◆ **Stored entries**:

## START

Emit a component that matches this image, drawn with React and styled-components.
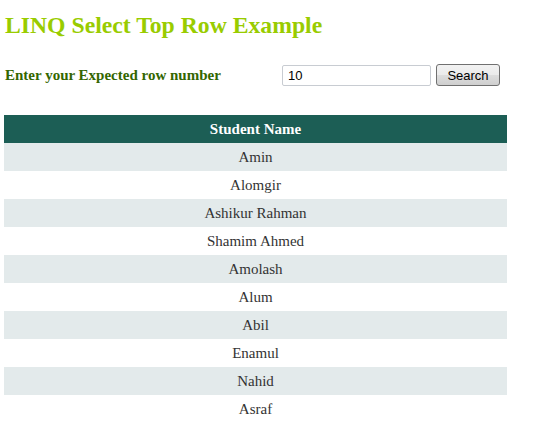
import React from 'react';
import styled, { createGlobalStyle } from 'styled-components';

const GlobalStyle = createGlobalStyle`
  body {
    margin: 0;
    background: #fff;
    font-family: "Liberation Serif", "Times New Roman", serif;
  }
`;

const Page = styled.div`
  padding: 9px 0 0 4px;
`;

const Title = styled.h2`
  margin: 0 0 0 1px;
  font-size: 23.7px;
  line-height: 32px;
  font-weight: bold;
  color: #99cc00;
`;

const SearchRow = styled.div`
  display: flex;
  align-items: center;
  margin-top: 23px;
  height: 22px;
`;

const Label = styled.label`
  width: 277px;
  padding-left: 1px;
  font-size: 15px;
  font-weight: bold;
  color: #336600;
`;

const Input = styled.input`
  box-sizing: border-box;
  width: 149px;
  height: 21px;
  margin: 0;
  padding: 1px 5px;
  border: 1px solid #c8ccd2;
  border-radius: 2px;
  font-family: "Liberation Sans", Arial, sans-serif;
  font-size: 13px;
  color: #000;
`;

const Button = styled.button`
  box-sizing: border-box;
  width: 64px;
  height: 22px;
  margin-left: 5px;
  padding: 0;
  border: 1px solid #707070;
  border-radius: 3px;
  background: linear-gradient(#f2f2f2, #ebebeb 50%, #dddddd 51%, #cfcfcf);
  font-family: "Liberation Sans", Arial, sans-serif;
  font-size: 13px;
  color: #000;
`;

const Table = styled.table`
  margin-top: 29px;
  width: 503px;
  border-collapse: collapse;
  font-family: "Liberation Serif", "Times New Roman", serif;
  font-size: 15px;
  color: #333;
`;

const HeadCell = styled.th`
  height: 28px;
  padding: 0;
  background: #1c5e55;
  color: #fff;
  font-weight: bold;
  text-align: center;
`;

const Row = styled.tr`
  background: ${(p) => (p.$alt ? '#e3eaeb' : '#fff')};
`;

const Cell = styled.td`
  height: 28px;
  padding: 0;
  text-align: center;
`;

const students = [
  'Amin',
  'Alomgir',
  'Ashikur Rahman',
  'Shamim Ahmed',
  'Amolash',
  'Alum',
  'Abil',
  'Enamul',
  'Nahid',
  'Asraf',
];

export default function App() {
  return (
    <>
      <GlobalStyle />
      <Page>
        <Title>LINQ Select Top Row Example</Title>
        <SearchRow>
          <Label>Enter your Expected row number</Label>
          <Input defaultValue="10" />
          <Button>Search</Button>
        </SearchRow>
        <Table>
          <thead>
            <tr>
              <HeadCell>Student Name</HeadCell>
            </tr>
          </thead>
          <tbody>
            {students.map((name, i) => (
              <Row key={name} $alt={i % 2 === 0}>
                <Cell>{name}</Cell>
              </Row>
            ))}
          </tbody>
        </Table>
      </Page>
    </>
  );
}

## END
## START

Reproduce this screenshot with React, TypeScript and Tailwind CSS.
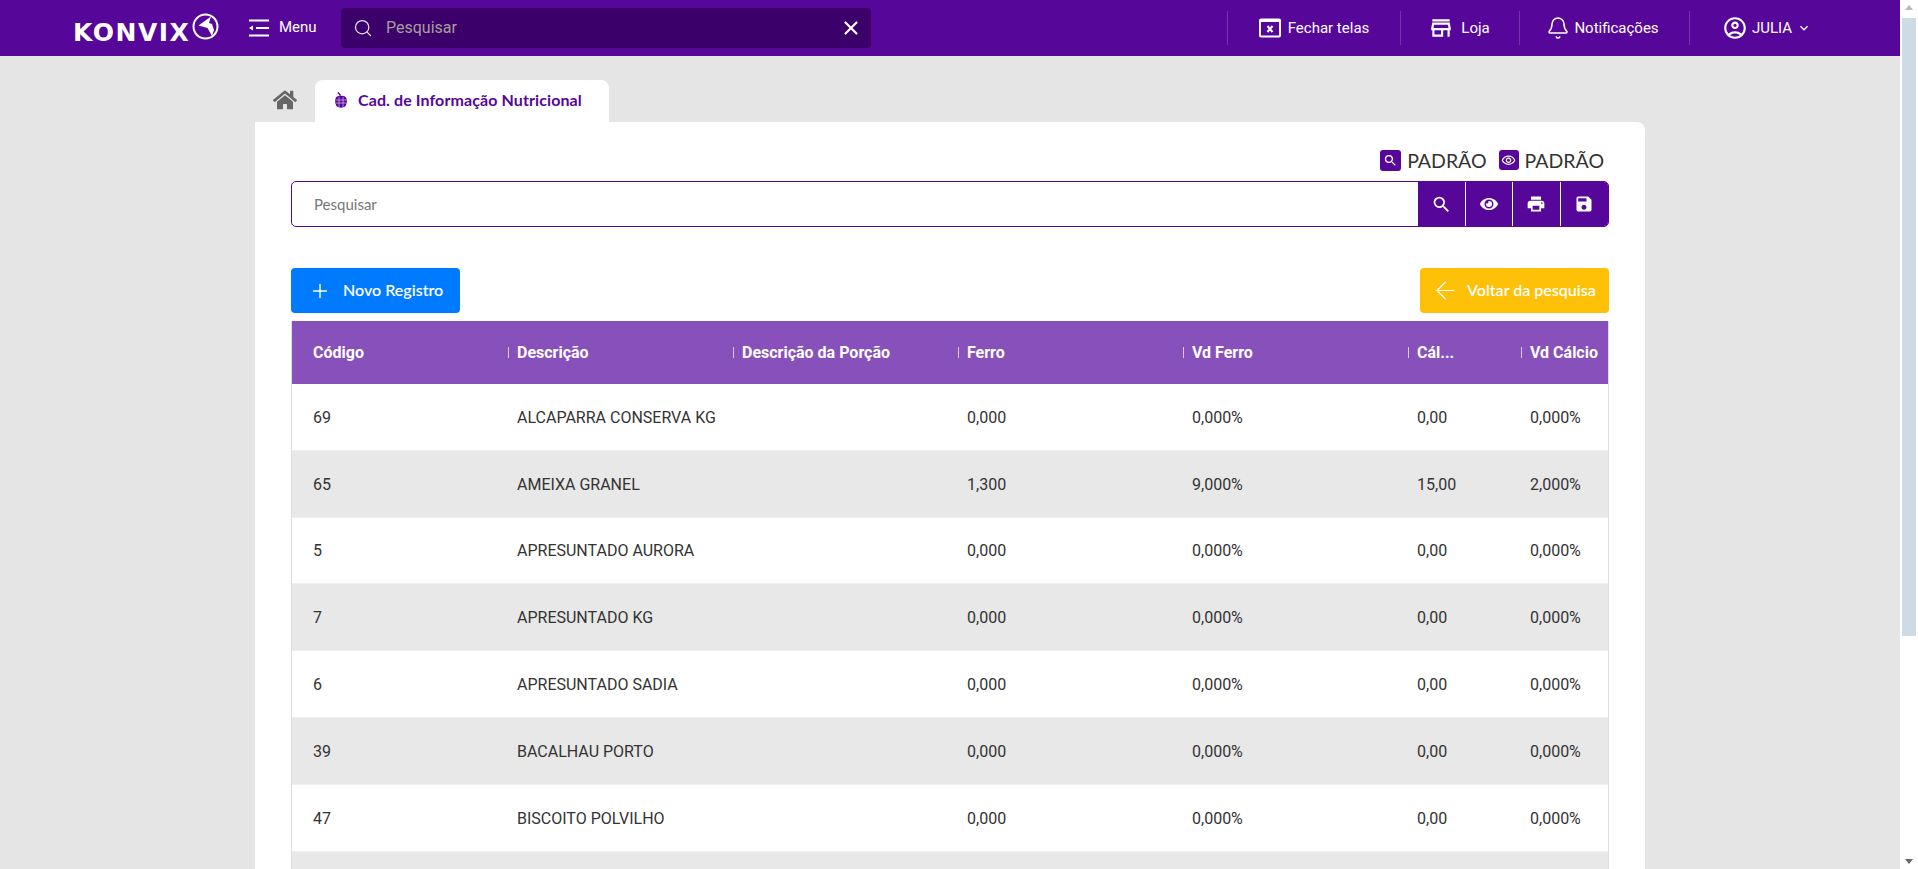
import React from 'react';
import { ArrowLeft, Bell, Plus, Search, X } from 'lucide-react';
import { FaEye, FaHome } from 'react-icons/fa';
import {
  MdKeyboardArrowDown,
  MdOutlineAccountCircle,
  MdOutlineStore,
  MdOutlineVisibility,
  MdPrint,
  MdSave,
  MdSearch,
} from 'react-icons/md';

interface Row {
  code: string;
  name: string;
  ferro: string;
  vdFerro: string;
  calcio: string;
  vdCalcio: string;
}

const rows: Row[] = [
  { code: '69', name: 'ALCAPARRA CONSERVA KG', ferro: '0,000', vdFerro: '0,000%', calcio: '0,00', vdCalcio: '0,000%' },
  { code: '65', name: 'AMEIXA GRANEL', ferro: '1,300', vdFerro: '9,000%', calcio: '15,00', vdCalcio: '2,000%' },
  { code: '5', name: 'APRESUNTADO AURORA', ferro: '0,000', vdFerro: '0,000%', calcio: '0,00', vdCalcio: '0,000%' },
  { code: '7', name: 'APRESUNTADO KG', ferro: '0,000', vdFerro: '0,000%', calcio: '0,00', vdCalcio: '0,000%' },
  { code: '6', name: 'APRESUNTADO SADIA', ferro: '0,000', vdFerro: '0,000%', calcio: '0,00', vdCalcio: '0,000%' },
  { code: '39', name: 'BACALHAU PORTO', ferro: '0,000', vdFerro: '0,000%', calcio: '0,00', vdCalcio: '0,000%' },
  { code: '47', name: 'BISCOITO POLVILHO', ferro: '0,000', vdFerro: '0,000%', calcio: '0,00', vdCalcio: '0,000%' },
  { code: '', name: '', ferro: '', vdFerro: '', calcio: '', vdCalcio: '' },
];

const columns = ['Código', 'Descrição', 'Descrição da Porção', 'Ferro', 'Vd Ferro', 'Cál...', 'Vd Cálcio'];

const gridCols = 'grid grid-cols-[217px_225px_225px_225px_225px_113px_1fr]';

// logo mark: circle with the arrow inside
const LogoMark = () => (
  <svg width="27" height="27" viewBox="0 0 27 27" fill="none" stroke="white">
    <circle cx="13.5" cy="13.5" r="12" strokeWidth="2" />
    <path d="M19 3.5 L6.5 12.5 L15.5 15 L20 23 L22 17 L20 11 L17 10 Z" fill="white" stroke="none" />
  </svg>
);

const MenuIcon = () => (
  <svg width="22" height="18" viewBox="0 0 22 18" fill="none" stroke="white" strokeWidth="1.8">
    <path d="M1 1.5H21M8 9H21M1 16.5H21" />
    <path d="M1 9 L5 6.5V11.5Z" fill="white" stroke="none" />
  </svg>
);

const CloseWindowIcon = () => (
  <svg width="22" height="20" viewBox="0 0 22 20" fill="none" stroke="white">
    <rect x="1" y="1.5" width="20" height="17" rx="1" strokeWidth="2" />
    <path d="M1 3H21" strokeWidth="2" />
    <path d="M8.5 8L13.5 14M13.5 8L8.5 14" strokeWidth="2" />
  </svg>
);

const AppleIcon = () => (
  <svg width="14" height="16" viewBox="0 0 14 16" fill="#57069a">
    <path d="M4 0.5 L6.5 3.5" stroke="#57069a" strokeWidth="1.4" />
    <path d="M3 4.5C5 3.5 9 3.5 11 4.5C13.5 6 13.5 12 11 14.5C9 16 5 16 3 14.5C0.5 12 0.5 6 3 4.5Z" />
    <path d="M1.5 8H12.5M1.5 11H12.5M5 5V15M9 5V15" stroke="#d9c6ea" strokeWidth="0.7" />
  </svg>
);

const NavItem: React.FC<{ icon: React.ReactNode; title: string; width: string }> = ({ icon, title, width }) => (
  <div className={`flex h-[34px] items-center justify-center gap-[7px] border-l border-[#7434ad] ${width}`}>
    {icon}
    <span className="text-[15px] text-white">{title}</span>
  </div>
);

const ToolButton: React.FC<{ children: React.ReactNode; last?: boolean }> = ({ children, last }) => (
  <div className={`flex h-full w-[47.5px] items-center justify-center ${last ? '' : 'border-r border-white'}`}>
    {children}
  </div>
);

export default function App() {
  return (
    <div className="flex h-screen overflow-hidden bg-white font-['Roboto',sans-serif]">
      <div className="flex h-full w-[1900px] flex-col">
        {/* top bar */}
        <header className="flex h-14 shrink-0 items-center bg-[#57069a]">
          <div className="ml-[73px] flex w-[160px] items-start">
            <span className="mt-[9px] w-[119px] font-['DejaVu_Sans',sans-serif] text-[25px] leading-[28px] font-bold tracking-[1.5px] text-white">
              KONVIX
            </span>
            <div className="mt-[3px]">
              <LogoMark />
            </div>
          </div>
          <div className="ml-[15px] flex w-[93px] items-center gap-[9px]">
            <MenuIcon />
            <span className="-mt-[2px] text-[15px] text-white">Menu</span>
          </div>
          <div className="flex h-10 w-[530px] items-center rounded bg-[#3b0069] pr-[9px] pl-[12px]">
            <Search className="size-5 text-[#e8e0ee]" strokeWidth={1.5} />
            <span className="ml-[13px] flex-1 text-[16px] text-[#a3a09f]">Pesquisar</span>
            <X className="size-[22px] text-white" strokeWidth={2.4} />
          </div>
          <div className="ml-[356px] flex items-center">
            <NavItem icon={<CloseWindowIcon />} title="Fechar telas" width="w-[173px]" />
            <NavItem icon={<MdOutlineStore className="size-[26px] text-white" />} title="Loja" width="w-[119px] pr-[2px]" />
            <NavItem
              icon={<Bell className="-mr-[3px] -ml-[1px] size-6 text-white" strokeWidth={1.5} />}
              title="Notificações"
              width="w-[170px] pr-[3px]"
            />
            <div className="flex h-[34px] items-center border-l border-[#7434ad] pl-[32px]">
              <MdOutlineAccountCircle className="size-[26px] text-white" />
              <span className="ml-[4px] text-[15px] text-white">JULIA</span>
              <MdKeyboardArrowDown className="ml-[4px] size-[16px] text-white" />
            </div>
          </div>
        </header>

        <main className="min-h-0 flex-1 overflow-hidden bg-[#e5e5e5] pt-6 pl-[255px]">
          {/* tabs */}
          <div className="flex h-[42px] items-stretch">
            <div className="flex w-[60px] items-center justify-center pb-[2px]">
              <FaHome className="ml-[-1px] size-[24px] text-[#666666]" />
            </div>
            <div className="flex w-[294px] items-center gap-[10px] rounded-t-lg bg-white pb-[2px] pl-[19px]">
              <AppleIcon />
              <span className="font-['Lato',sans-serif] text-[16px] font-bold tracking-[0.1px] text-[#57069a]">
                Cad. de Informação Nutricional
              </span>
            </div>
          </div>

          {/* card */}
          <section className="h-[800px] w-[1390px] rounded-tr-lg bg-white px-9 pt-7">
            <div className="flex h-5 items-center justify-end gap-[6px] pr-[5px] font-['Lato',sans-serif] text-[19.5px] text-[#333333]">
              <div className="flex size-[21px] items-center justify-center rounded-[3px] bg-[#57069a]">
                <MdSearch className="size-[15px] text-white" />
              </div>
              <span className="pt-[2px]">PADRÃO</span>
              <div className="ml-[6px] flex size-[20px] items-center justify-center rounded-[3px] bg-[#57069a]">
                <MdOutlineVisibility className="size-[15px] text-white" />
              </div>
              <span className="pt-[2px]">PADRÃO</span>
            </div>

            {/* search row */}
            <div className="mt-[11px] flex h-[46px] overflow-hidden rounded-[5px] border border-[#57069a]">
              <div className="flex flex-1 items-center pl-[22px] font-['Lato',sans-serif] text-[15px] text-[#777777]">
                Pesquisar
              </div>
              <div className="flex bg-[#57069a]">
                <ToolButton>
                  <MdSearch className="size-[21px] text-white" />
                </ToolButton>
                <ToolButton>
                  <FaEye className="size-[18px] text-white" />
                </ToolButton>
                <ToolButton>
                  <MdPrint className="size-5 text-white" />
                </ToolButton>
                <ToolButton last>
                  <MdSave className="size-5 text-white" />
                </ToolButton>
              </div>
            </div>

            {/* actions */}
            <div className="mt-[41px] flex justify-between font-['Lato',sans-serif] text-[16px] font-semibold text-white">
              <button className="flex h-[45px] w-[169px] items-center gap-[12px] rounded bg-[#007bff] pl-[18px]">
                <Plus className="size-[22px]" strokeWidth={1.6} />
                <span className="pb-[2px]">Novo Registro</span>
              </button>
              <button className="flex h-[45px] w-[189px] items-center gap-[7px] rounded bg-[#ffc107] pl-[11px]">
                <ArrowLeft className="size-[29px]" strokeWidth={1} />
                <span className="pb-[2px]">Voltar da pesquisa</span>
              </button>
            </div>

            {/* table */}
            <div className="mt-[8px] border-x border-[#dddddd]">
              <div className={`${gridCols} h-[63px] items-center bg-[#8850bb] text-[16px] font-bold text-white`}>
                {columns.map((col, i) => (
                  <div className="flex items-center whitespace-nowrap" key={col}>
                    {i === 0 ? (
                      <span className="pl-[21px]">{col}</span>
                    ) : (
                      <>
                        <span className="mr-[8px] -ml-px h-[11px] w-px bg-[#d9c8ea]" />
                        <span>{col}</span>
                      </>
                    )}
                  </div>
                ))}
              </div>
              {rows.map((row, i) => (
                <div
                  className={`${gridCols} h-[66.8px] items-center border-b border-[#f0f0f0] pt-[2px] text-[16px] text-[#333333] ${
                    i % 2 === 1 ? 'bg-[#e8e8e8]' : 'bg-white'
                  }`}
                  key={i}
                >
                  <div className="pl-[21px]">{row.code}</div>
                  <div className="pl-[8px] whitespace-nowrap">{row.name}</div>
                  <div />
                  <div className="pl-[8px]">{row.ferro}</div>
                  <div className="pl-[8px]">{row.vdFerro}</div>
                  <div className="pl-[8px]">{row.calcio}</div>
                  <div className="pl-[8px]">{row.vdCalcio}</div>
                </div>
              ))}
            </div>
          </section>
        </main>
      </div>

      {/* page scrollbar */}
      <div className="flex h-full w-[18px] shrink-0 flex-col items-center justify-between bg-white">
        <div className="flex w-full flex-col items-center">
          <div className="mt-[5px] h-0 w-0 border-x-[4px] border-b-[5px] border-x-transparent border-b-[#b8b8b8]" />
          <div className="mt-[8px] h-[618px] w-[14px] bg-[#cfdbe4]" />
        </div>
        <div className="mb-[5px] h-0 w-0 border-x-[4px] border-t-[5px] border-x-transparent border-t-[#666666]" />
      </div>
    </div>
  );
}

## END

◆ **Exercise aim**: Your task is to pick out every line with the string "components" and copy it.

◆ **Response to this exercise**:
Emit a component that matches this image, drawn with React and styled-components.
import styled, { createGlobalStyle } from 'styled-components';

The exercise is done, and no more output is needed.